Make a verbatim copy of the entries below; pictures stay out.

::::::

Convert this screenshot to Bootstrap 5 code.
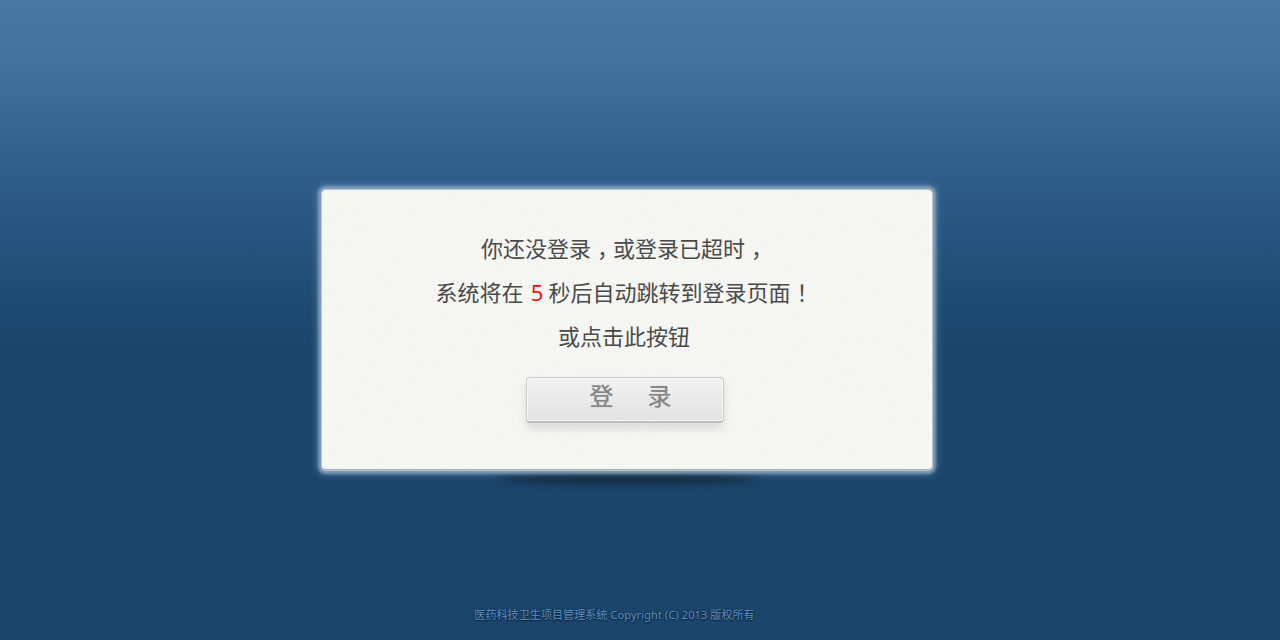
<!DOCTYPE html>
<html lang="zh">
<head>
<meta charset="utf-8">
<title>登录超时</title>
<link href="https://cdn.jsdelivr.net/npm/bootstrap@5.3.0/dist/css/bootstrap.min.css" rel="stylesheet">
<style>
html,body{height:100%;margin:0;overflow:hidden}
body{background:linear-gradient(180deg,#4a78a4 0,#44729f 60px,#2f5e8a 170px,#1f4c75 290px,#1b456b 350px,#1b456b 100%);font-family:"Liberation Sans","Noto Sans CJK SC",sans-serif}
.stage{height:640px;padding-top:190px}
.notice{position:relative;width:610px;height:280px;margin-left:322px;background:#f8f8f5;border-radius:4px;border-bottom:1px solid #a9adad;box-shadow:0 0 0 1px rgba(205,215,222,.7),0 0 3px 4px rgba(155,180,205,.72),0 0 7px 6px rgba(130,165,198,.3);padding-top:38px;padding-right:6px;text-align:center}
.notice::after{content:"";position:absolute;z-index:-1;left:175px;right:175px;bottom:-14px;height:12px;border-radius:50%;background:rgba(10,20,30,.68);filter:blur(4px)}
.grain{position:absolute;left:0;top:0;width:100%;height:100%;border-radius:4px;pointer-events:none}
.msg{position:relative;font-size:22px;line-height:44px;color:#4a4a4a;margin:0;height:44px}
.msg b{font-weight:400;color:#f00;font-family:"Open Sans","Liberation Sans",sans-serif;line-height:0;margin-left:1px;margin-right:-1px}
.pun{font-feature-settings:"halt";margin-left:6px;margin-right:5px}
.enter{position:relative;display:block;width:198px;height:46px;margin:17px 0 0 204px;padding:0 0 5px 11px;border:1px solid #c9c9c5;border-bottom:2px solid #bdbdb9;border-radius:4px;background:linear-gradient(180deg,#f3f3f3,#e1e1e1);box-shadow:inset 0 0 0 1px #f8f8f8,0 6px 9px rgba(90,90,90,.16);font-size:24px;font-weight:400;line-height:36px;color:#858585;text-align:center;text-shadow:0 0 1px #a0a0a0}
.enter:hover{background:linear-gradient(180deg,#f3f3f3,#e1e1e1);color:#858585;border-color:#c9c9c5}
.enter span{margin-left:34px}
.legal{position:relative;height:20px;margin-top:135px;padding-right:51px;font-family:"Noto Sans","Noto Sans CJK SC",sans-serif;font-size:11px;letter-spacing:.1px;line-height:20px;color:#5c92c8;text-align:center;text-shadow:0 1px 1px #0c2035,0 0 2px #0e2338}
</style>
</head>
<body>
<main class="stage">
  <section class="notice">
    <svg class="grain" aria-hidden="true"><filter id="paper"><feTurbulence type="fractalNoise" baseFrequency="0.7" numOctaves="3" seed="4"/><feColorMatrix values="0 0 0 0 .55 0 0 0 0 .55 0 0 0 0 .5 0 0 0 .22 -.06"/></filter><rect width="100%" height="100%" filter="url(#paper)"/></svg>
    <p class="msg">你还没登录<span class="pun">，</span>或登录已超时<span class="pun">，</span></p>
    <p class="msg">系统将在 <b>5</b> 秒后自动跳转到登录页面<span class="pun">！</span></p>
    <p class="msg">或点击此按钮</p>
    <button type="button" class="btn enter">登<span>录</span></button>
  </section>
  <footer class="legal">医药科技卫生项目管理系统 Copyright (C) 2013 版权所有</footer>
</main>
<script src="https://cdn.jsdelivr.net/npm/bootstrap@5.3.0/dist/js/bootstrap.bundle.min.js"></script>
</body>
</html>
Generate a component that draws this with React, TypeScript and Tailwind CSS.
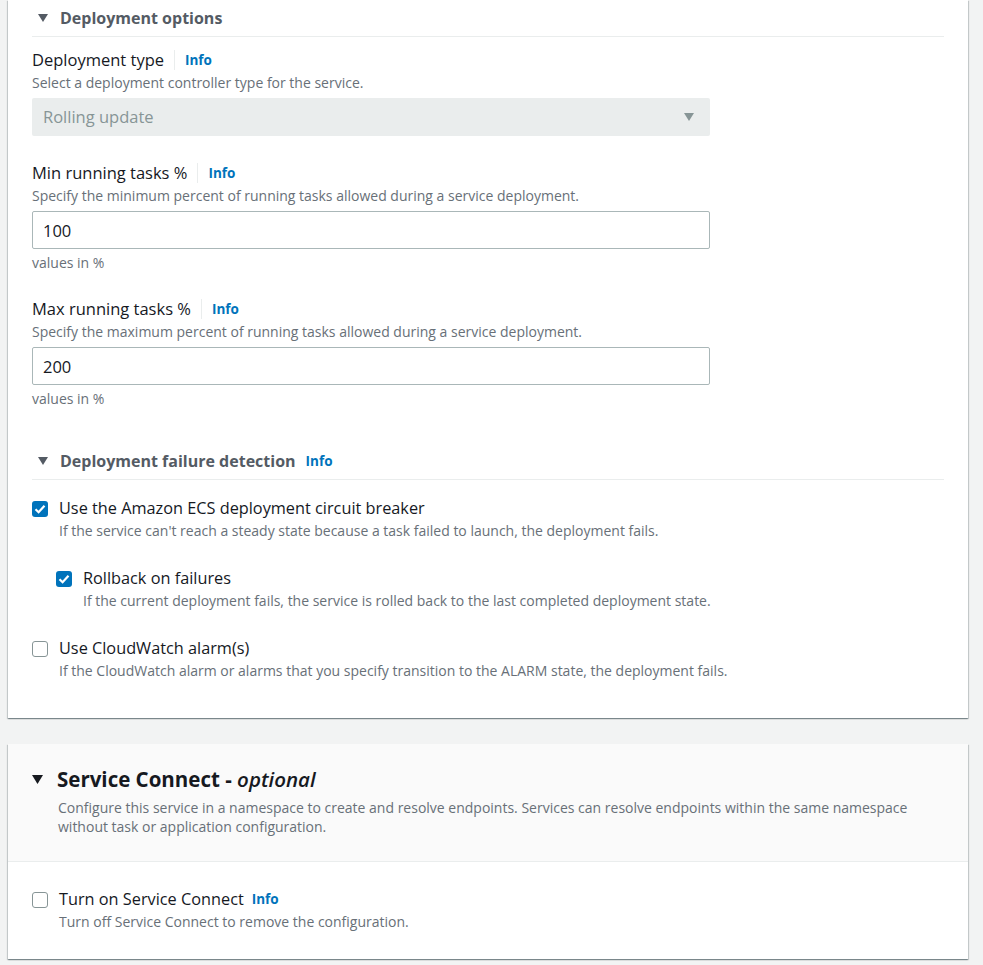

::::::

WRITTEN ANSWER.
Convert this screenshot to Bootstrap 5 code.
<!DOCTYPE html>
<html lang="zh">
<head>
<meta charset="utf-8">
<title>登录超时</title>
<link href="https://cdn.jsdelivr.net/npm/bootstrap@5.3.0/dist/css/bootstrap.min.css" rel="stylesheet">
<style>
html,body{height:100%;margin:0;overflow:hidden}
body{background:linear-gradient(180deg,#4a78a4 0,#44729f 60px,#2f5e8a 170px,#1f4c75 290px,#1b456b 350px,#1b456b 100%);font-family:"Liberation Sans","Noto Sans CJK SC",sans-serif}
.stage{height:640px;padding-top:190px}
.notice{position:relative;width:610px;height:280px;margin-left:322px;background:#f8f8f5;border-radius:4px;border-bottom:1px solid #a9adad;box-shadow:0 0 0 1px rgba(205,215,222,.7),0 0 3px 4px rgba(155,180,205,.72),0 0 7px 6px rgba(130,165,198,.3);padding-top:38px;padding-right:6px;text-align:center}
.notice::after{content:"";position:absolute;z-index:-1;left:175px;right:175px;bottom:-14px;height:12px;border-radius:50%;background:rgba(10,20,30,.68);filter:blur(4px)}
.grain{position:absolute;left:0;top:0;width:100%;height:100%;border-radius:4px;pointer-events:none}
.msg{position:relative;font-size:22px;line-height:44px;color:#4a4a4a;margin:0;height:44px}
.msg b{font-weight:400;color:#f00;font-family:"Open Sans","Liberation Sans",sans-serif;line-height:0;margin-left:1px;margin-right:-1px}
.pun{font-feature-settings:"halt";margin-left:6px;margin-right:5px}
.enter{position:relative;display:block;width:198px;height:46px;margin:17px 0 0 204px;padding:0 0 5px 11px;border:1px solid #c9c9c5;border-bottom:2px solid #bdbdb9;border-radius:4px;background:linear-gradient(180deg,#f3f3f3,#e1e1e1);box-shadow:inset 0 0 0 1px #f8f8f8,0 6px 9px rgba(90,90,90,.16);font-size:24px;font-weight:400;line-height:36px;color:#858585;text-align:center;text-shadow:0 0 1px #a0a0a0}
.enter:hover{background:linear-gradient(180deg,#f3f3f3,#e1e1e1);color:#858585;border-color:#c9c9c5}
.enter span{margin-left:34px}
.legal{position:relative;height:20px;margin-top:135px;padding-right:51px;font-family:"Noto Sans","Noto Sans CJK SC",sans-serif;font-size:11px;letter-spacing:.1px;line-height:20px;color:#5c92c8;text-align:center;text-shadow:0 1px 1px #0c2035,0 0 2px #0e2338}
</style>
</head>
<body>
<main class="stage">
  <section class="notice">
    <svg class="grain" aria-hidden="true"><filter id="paper"><feTurbulence type="fractalNoise" baseFrequency="0.7" numOctaves="3" seed="4"/><feColorMatrix values="0 0 0 0 .55 0 0 0 0 .55 0 0 0 0 .5 0 0 0 .22 -.06"/></filter><rect width="100%" height="100%" filter="url(#paper)"/></svg>
    <p class="msg">你还没登录<span class="pun">，</span>或登录已超时<span class="pun">，</span></p>
    <p class="msg">系统将在 <b>5</b> 秒后自动跳转到登录页面<span class="pun">！</span></p>
    <p class="msg">或点击此按钮</p>
    <button type="button" class="btn enter">登<span>录</span></button>
  </section>
  <footer class="legal">医药科技卫生项目管理系统 Copyright (C) 2013 版权所有</footer>
</main>
<script src="https://cdn.jsdelivr.net/npm/bootstrap@5.3.0/dist/js/bootstrap.bundle.min.js"></script>
</body>
</html>
Generate a component that draws this with React, TypeScript and Tailwind CSS.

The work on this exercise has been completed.